Nel frattempo gli otto attesero lo sviluppo degli eventi nella prigione minorile di Kilby. Per ben due volte venne sollecitata la Corte suprema degli Stati Uniti, il che portò a decisioni importanti per quanto concerneva la raccolta delle prove e lo svolgimento dell'intero procedimento: nella sentenza Powell contro Alabama (1932) venne ordinata la ricerca di ulteriori prove e pertanto l'apertura di un nuovo processo[7].
Venne permesso uno spostamento di sede a Decatur e venne nominato il giudice James Edwin Horton. Nel corso di questo secondo processo una delle due presunte vittime ammise di essersi inventata di sana pianta tutta la storia dello stupro e affermò che nessuno dei ragazzi neri avesse mai toccato lei e la sua amica. La giuria però accusò i difensori di corruzione e il giudice annullò il verdetto, concedendo così un terzo processo.
Il giudice fu sostituito e il nuovo giudice si schierò frequentemente contro la difesa. Per la terza volta la giuria - questa volta composta anche da un afroamericano - consegnò un verdetto di colpevolezza. Il caso venne rinviato alla Corte suprema statunitense in occasione del ricorso; questa volta venne stabilito che gli afroamericani dovessero essere inclusi nella giuria e ordinò l'ennesima ripetizione processuale[8]. Le accuse vennero infine ritirate per altri quattro dei ragazzi coinvolti. Le sentenze per i restanti andarono dai 75 anni di carcere alla morte e furono notificate in carcere.
Tutti i prigionieri vennero liberati o evasero entro il 1946. A uno di loro fu sparato mentre veniva scortato in prigione da un sostituto dello sceriffo e rimase permanentemente disabile.
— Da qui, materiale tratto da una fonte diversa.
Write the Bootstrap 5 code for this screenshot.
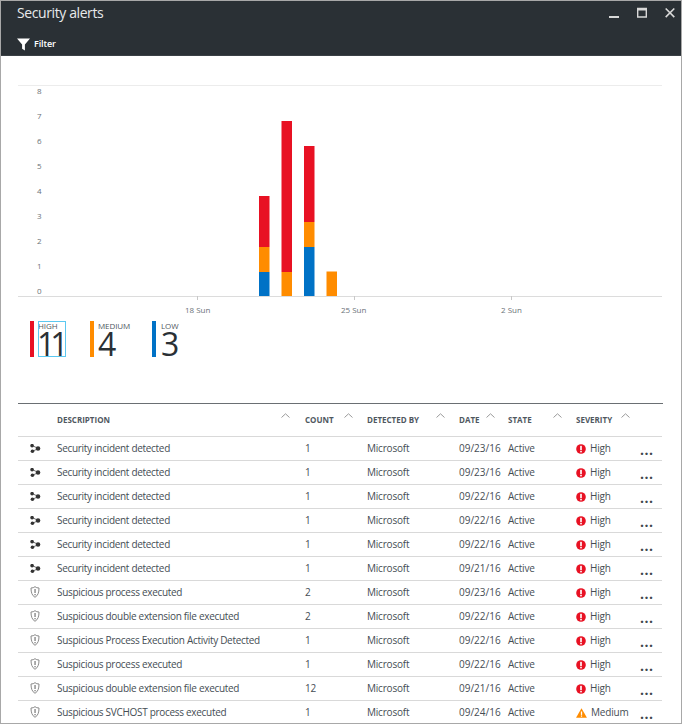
<!doctype html>
<html lang="en">
  <head>
    <meta charset="UTF-8" />
    <meta name="viewport" content="width=device-width, initial-scale=1" />
    <title>Security alerts</title>
    <link href="https://cdn.jsdelivr.net/npm/bootstrap@5.3.0/dist/css/bootstrap.min.css" rel="stylesheet" />
    <style>
      html, body { height: 100%; overflow: hidden; }
      body { font-family: "Open Sans", "Noto Sans", sans-serif; background: #fff; color: #3c4650; }
      .blade { width: 682px; height: 724px; border: 1px solid #a8a8a8; overflow: hidden; }
      .blade-head { height: 55px; background: #2a3035; color: #fff; padding: 0 6px 0 16px; border-bottom: 1px solid #3a4045; }
      .blade-title { font-size: 14px; letter-spacing: -.4px; line-height: 22px; padding-top: 1px; color: #e8eaeb; }
      .win-btns { gap: 18px; padding-top: 5px; }
      .filter-txt { font-size: 9px; font-weight: 600; line-height: 14px; letter-spacing: -.1px; }
      .chart-box { display: block; margin-top: 19px; }
      .chart-box text { font-family: "Open Sans", sans-serif; font-size: 8px; fill: #6b7278; }
      .legend-wrap { padding-left: 29px; height: 47px; }
      .sev-item { height: 36px; }
      .sev-bar { width: 4px; height: 36px; margin-right: 4px; }
      .sev-name { font-size: 8px; line-height: 10px; color: #50585f; letter-spacing: -.1px; }
      .sev-num { font-size: 32px; line-height: 26px; color: #2a3035; font-weight: 400; }
      .sev-focus { outline: 1px solid #5cc8f0; outline-offset: -1px; width: 28px; }
      .sev-focus .sev-num { letter-spacing: -5px; margin-left: -1px; }
      .low-txt { margin-left: 1px; }
      .bg-high { background: #e81123; }
      .bg-med { background: #ff8c00; }
      .bg-low { background: #0072c6; }
      .alerts-wrap { margin: 35px 18px 0 17px; border-top: 1px solid #6a6f73; }
      .alerts { table-layout: fixed; width: 644px; font-size: 10px; border-collapse: collapse; }
      .alerts th { height: 32px; font-size: 8px; font-weight: 700; color: #50585f; padding: 0; border-bottom: 1px solid #d9d9d9; position: relative; vertical-align: middle; }
      .alerts td { height: 24px; padding: 0; border-bottom: 1px solid #d9d9d9; color: #454d54; vertical-align: middle; white-space: nowrap; letter-spacing: -.2px; }
      .alerts td.desc-cell { letter-spacing: -.3px; }
      .alerts td.date-cell { letter-spacing: 0; }
      .alerts tr:last-child td { border-bottom: 0; }
      .sort-up { position: absolute; top: 9px; width: 9px; height: 5px; }
      .more-dots { font-size: 14px; font-weight: 700; letter-spacing: .5px; line-height: 10px; color: #40474d; position: relative; top: 3px; }
      .row-ico { display: block; margin-left: 12px; }
      .sev-ico { margin-right: 4px; vertical-align: -2px; }
    </style>
  </head>
  <body>
    <div class="blade">
      <!-- Blade header -->
      <div class="blade-head d-flex flex-column justify-content-between">
        <div class="d-flex justify-content-between">
          <div class="blade-title">Security alerts</div>
          <div class="win-btns d-flex align-items-start">
            <svg width="10" height="14" viewBox="0 0 10 14"><rect y="10" width="10" height="2" fill="#d8d8d8"/></svg>
            <svg width="10" height="14" viewBox="0 0 10 14"><path d="M.7 2.500h8.600v8.500H.7z" fill="none" stroke="#d8d8d8" stroke-width="1.400"/><rect y="2" width="10" height="2.500" fill="#d8d8d8"/></svg>
            <svg width="10" height="14" viewBox="0 0 10 14"><path d="M.7 2.500l8.600 8.600M9.300 2.500l-8.600 8.600" stroke="#d8d8d8" stroke-width="1.600"/></svg>
          </div>
        </div>
        <div class="d-flex align-items-center gap-1 pb-1">
          <svg width="13" height="13" viewBox="0 0 13 13"><path d="M0 .5h13L7.900 6.500v6L5.100 10.700V6.500z" fill="#fff"/></svg>
          <span class="filter-txt">Filter</span>
        </div>
      </div>

      <!-- Chart -->
      <svg class="chart-box" width="680" height="246" viewBox="1 75 680 246">
        <line x1="18" x2="662" y1="85.500" y2="85.500" stroke="#ececec"/>
        <line x1="18" x2="662" y1="296.500" y2="296.500" stroke="#dcdcdc"/>
        <g id="yLabels"></g>
        <g id="bars"></g>
        <g stroke="#c8c8c8"><line x1="197.500" x2="197.500" y1="296" y2="300"/><line x1="354.500" x2="354.500" y1="296" y2="300"/><line x1="511.500" x2="511.500" y1="296" y2="300"/></g>
        <text x="185" y="313">18 Sun</text>
        <text x="341" y="313">25 Sun</text>
        <text x="501" y="313">2 Sun</text>
      </svg>

      <!-- Severity totals -->
      <div class="legend-wrap d-flex">
        <div class="sev-item d-flex" style="width:60px"><div class="sev-bar bg-high"></div><div class="sev-focus"><div class="sev-name">HIGH</div><div class="sev-num">11</div></div></div>
        <div class="sev-item d-flex" style="width:62px"><div class="sev-bar bg-med"></div><div><div class="sev-name">MEDIUM</div><div class="sev-num">4</div></div></div>
        <div class="sev-item d-flex"><div class="sev-bar bg-low"></div><div class="low-txt"><div class="sev-name">LOW</div><div class="sev-num">3</div></div></div>
      </div>

      <!-- Alerts list -->
      <div class="alerts-wrap">
        <table class="alerts">
          <colgroup><col style="width:39px"><col style="width:248px"><col style="width:62px"><col style="width:92px"><col style="width:49px"><col style="width:68px"><col style="width:64px"><col style="width:22px"></colgroup>
          <thead>
            <tr id="headRow"></tr>
          </thead>
          <tbody id="rows"></tbody>
        </table>
      </div>
    </div>

    <svg width="0" height="0" class="position-absolute">
      <symbol id="icoGraph" viewBox="0 0 12 10"><path d="M2 1.500L9 5 2 8.500" fill="none" stroke="#333" stroke-width=".8"/><circle cx="2.200" cy="1.900" r="2" fill="#333"/><circle cx="2.600" cy="8" r="2" fill="#333"/><circle cx="8.800" cy="5" r="2.500" fill="#333"/></symbol>
      <symbol id="icoShield" viewBox="0 0 10 12"><path d="M5 .7c1 .9 2.400 1.300 4 1.300 0 4.500-1 7.500-4 9.300C2 9.500 1 6.500 1 2c1.600 0 3-.4 4-1.300z" fill="#fff" stroke="#8a8a8a" stroke-width="1"/><rect x="4.400" y="3" width="1.300" height="4" fill="#808080"/><rect x="4.400" y="8" width="1.300" height="1.300" fill="#808080"/></symbol>
      <symbol id="icoHigh" viewBox="0 0 11 11"><circle cx="5.500" cy="5.500" r="5.300" fill="#e81123"/><rect x="4.600" y="2" width="1.800" height="4.700" fill="#fff"/><rect x="4.600" y="7.500" width="1.800" height="1.700" fill="#fff"/></symbol>
      <symbol id="icoMed" viewBox="0 0 12 11"><path d="M6 .3L12 10.700H0z" fill="#ff8c00"/><rect x="5.300" y="3.800" width="1.400" height="3.800" fill="#fff"/><rect x="5.300" y="8.200" width="1.400" height="1.400" fill="#fff"/></symbol>
    </svg>

    <script>
      // y axis labels
      let yHtml = "";
      for (let i = 0; i <= 8; i++) {
        yHtml += `<text x="37" y="${294 - i * 25}">${i}</text>`;
      }
      document.getElementById("yLabels").innerHTML = yHtml;

      // stacked bars: x, then segments as [top, bottom, colour]
      const HIGH = "#e81123", MED = "#ff8c00", LOW = "#0072c6";
      const bars = [
        [259, [[196, 247, HIGH], [247, 272, MED], [272, 296, LOW]]],
        [281.500, [[121, 272, HIGH], [272, 296, MED]]],
        [304, [[146, 222, HIGH], [222, 247, MED], [247, 296, LOW]]],
        [326.500, [[271.500, 296, MED]]],
      ];
      let barHtml = "";
      bars.forEach(([x, segs]) => {
        segs.forEach(([t, b, c]) => {
          barHtml += `<rect x="${x}" y="${t}" width="10.500" height="${b - t}" fill="${c}"/>`;
        });
      });
      document.getElementById("bars").innerHTML = barHtml;

      // table head
      const heads = [["", 0], ["DESCRIPTION", 263], ["COUNT", 326], ["DETECTED BY", 418], ["DATE", 468], ["STATE", 535], ["SEVERITY", 603], ["", 0]];
      const caret = (x) => `<svg class="sort-up" style="left:${x}px" viewBox="0 0 9 5"><path d="M.5 4.500L4.500.8l4 3.700" fill="none" stroke="#9a9a9a"/></svg>`;
      document.getElementById("headRow").innerHTML = heads
        .map(([t, x], i) => {
          const start = [0, 39, 287, 349, 441, 490, 558, 622][i];
          return `<th>${t}${x ? caret(x - start) : ""}</th>`;
        })
        .join("");

      // alert rows
      const alerts = [
        ["g", "Security incident detected", 1, "09/23/16", "High"],
        ["g", "Security incident detected", 1, "09/23/16", "High"],
        ["g", "Security incident detected", 1, "09/22/16", "High"],
        ["g", "Security incident detected", 1, "09/22/16", "High"],
        ["g", "Security incident detected", 1, "09/22/16", "High"],
        ["g", "Security incident detected", 1, "09/21/16", "High"],
        ["s", "Suspicious process executed", 2, "09/23/16", "High"],
        ["s", "Suspicious double extension file executed", 2, "09/22/16", "High"],
        ["s", "Suspicious Process Execution Activity Detected", 1, "09/22/16", "High"],
        ["s", "Suspicious process executed", 1, "09/22/16", "High"],
        ["s", "Suspicious double extension file executed", 12, "09/21/16", "High"],
        ["s", "Suspicious SVCHOST process executed", 1, "09/24/16", "Medium"],
      ];
      document.getElementById("rows").innerHTML = alerts
        .map(([kind, name, count, date, sev]) => {
          const icon = kind === "g"
            ? `<svg class="row-ico" width="11" height="9"><use href="#icoGraph"/></svg>`
            : `<svg class="row-ico" width="10" height="12"><use href="#icoShield"/></svg>`;
          const sevIcon = sev === "High"
            ? `<svg class="sev-ico" width="10" height="10"><use href="#icoHigh"/></svg>`
            : `<svg class="sev-ico" width="11" height="10"><use href="#icoMed"/></svg>`;
          return `<tr><td>${icon}</td><td class="desc-cell">${name}</td><td>${count}</td><td>Microsoft</td><td class="date-cell">${date}</td><td>Active</td><td>${sevIcon}${sev}</td><td><span class="more-dots">...</span></td></tr>`;
        })
        .join("");
    </script>
    <script src="https://cdn.jsdelivr.net/npm/bootstrap@5.3.0/dist/js/bootstrap.bundle.min.js"></script>
  </body>
</html>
Due riuscirono a fuggire e successivamente vennero accusati di altri reati, condannati e rimandati in prigione.
Clarence Norris, il più anziano del gruppo nonché l'unico condannato a morte nel processo conclusivo, ottenuta la liberazione condizionale per buona condotta nel 1946 si rese latitante. Rintracciato solo trent'anni dopo ottenne l'indulto da parte del governatore del Partito Democratico George Wallace, in quanto oramai il caso era stato analizzato in modo approfondito dimostrandone l'ingiustizia di fondo. Norris scrisse in seguito un libro sulle sue esperienze. L'ultimo sopravvissuto tra gli imputati è morto nel 1989.
I "ragazzi di Scottsboro", così come vennero conosciuti, furono difesi da molti nel Nord e altrettanto attaccati da molti nel Sud. Ai giorni nostri il caso è ampiamente considerato come un palese e ripetuto "aborto di giustizia", evidenziato soprattutto dall'uso di giurie esclusivamente bianche. Gli afroamericani in Alabama subirono la segregazione razziale e la perdita dei diritti civili sin dalla fine del XIX secolo e non vennero altresì accettati come membri delle giurie popolari.
Il caso è stato approfondito in molte opere di letteratura, musica, teatro, film, televisione. Il 21 novembre 2013 il "Parole board" dell'Alabama ha votato per concedere il perdono postumo ai tre ragazzi di Scottsboro che non furono mai assolti ufficialmente o i cui verdetti di colpevolezza non vennero annullati[9].